-- WORK TO COMPLETE --
Reproduce, word for word, every line from the first one down to the line containing "string; bg: string;", and nothing else.

-- PROVIDED DATA --
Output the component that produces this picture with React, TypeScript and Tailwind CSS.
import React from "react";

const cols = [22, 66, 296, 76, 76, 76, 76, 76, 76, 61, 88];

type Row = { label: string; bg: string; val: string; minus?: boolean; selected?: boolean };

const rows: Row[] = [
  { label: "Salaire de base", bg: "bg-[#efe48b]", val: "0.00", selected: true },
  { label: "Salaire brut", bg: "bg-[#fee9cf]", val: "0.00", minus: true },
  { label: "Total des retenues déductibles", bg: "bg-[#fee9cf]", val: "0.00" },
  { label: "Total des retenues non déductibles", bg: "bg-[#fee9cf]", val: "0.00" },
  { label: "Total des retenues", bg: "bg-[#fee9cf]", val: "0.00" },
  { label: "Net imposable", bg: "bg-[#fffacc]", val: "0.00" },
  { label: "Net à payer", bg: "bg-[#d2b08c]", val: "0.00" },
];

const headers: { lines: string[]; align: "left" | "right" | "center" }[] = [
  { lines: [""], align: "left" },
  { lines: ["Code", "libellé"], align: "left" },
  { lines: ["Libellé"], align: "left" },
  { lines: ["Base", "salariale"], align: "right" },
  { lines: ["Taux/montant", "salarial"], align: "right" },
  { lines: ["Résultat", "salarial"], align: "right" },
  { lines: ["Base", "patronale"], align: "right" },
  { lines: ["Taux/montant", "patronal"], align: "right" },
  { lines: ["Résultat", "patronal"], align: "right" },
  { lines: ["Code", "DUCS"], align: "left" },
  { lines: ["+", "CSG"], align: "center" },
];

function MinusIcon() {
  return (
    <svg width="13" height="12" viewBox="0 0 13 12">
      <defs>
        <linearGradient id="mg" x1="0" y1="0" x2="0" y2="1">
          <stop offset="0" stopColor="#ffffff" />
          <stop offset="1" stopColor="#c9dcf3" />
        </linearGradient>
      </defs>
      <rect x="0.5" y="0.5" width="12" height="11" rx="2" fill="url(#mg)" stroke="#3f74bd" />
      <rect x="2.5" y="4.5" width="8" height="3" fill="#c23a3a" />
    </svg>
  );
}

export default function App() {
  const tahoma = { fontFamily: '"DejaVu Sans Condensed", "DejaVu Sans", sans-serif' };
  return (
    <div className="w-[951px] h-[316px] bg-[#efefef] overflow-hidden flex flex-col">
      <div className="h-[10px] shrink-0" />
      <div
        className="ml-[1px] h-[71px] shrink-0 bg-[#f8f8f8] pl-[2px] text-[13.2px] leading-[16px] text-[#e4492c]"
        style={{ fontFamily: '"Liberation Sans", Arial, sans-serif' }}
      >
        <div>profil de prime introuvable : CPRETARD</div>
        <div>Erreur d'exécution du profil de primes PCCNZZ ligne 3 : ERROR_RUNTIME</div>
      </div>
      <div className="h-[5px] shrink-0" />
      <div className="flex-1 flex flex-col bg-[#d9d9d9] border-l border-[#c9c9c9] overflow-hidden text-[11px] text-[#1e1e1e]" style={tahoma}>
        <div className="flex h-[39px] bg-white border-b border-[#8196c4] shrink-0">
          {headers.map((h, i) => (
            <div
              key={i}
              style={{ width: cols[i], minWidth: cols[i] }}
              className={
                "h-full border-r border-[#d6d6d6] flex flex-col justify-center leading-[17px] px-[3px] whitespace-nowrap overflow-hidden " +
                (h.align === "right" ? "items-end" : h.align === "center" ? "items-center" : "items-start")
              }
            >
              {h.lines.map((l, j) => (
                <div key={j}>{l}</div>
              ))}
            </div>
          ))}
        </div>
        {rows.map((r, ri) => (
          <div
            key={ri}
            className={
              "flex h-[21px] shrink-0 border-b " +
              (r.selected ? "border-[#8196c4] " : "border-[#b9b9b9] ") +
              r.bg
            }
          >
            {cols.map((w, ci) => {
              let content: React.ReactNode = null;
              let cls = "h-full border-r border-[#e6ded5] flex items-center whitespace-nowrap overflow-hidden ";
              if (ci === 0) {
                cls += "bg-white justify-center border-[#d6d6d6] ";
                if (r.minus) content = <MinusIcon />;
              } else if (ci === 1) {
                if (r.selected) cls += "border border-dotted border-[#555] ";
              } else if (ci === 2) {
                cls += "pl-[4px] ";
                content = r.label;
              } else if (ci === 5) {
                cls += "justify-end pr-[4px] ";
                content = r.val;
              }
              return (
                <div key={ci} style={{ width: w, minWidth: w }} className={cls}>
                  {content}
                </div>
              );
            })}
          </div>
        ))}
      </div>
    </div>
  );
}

-- THE SOLUTION --
Output the component that produces this picture with React, TypeScript and Tailwind CSS.
import React from "react";

const cols = [22, 66, 296, 76, 76, 76, 76, 76, 76, 61, 88];

type Row = { label: string; bg: string; val: string; minus?: boolean; selected?: boolean };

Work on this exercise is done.